El padre Aldo, acompañando a uno de sus ancianos

Un cambio radical
Unos días más tarde he vuelto para verle. He tenido que preguntar a la enfermera cual, entre las personas recogidas, era Eduardo. Al oír mi voz me ha reconocido, se ha levantado de la silla, me ha dado la mano y sonriendo, con su voz potente de militar, me ha dicho: «Padre, soy yo, ¡Eduardo!». No daba crédito a mis ojos por el cambio que había tenido desde esa tarde en la que lo habíamos recogido de la acera.

Me ha abrazado con mucho afecto y ha querido que me sentara a su lado. Ha querido confesarse porque tenía una gran necesidad de pedir perdón al Señor y de sentir, después de tantos años, las palabras más bellas que un hombre puede escuchar de un sacerdote: «Yo te absuelvo de todos tus pecados en el nombre del Padre, del Hijo y del Espíritu Santo». Su “Amen” ha sido un lloro convulso.
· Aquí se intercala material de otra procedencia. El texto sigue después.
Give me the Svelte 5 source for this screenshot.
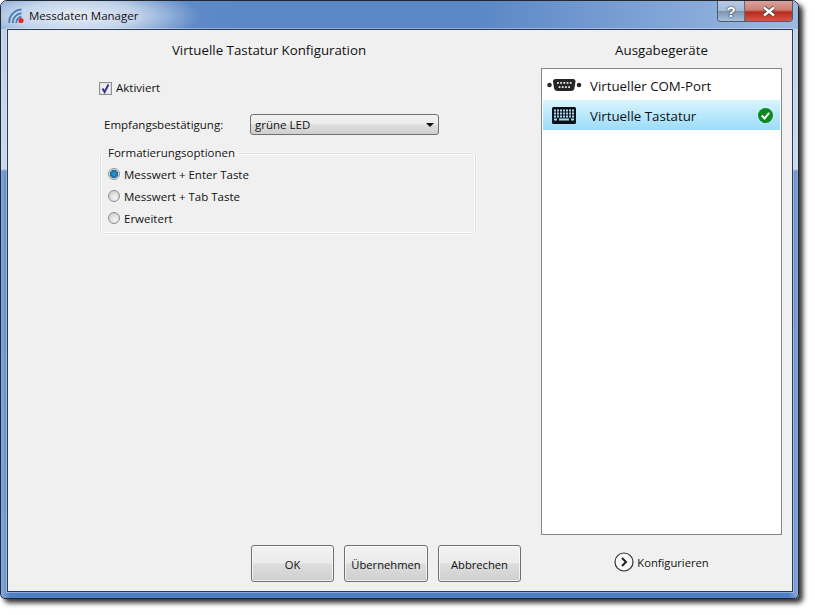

Por fin ha podido experimentar la paz del perdón, la serenidad ha sustituido al odio que lo atormentaba, ese odio contra los generales que habían inventado una guerra absurda para recuperar unas islas, contra los ingleses que habían matado a sus hermanos y también contra la vida por haberle quitado todo.

¡Que potencia el sacramento de la confesión!